The Iran nuclear agreement (JCPOA) agreed by China, France, Russia, the United Kingdom, and the United States; plus Germany (P5+1), the EU and Iran on 14 July, and endorsed by UN Security Council Resolution 2231 on 20 July, requires that some sanctions on Iran are lifted, including the EU nuclear-related financial messaging restrictions that were exceptionally imposed on Iranian banks under EU Regulation in March 2012.

On 18 October, the EU Council adopted legislation, including a Council Implementing Regulation, which provides for the lifting of the related EU sanctions specified in the JCPOA, including these financial messaging restrictions, once the International Atomic Energy Agency (IAEA) has verified Iran's implementation of the nuclear-related measures set out in the JCPOA.    

The EU has announced that the Implementing Legislation has taken effect. Swift has informed the relevant stakeholders about the necessary measures that need to be put in place to make it possible for those banks that are delisted by the Implementing Regulation to reconnect to Swift.

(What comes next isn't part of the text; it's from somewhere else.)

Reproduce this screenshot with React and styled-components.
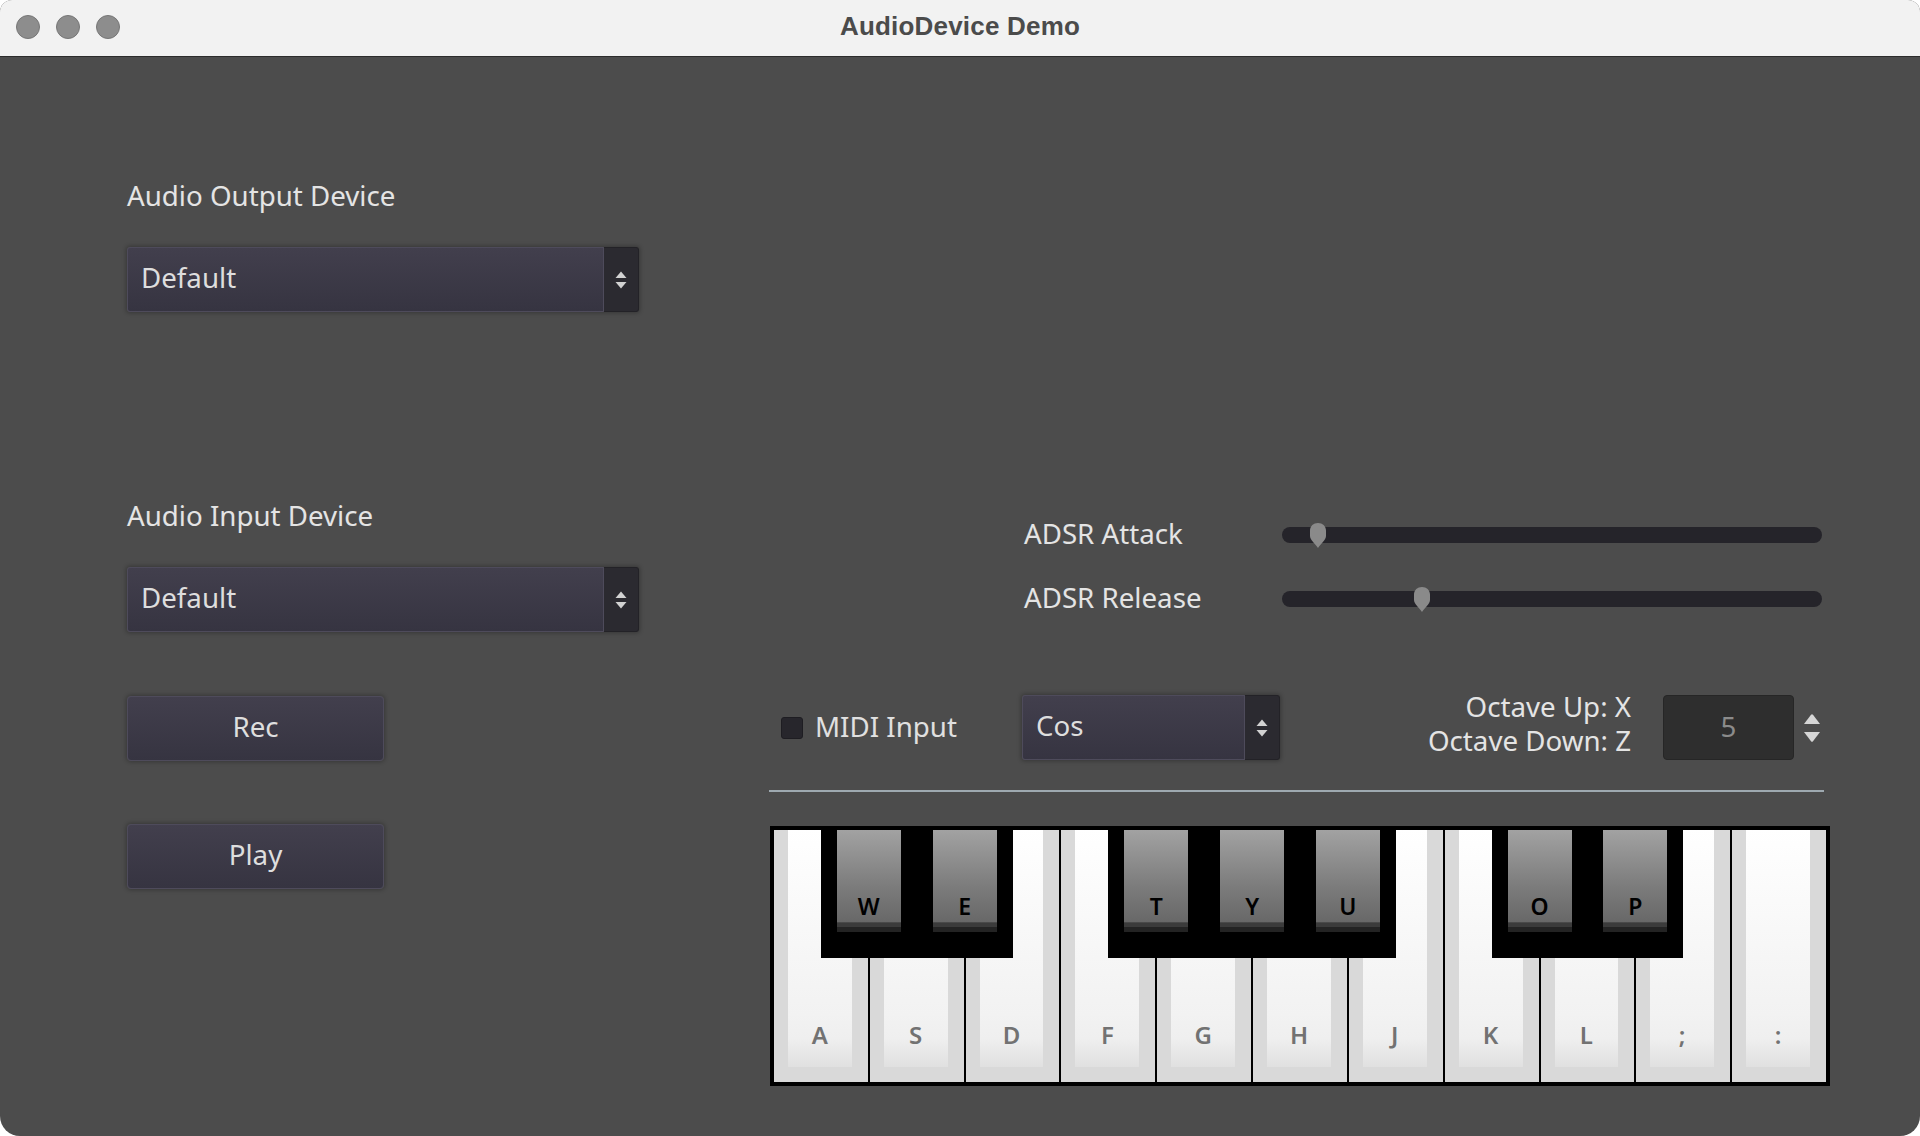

As previously stated, those banks that are delisted by the Implementing Regulation will now automatically be able to reconnect to Swift, following the completion of our normal connection process (i.e. administrative and systems checks, connectivity and technical arrangements).

The Implementing Regulation does not repeal all EU sanctions on all Iranian banks, therefore Swift remains prohibited from providing specialised financial messaging services to the EU-sanctioned Iranian banks that remain listed under EU Regulation.

Swift is incorporated under Belgian law and has to comply with related EU regulation, as confirmed by the Belgian government. As a utility with a systemic global character, Swift has no authority to make sanctions decisions. Any decision to lift sanctions on countries or individual entities rests solely with the competent government bodies and legislators. Likewise, all decisions on the legitimacy of financial transactions under applicable regulations, such as sanctions regulations, rest with the financial institutions handling them, and their competent international and national authorities.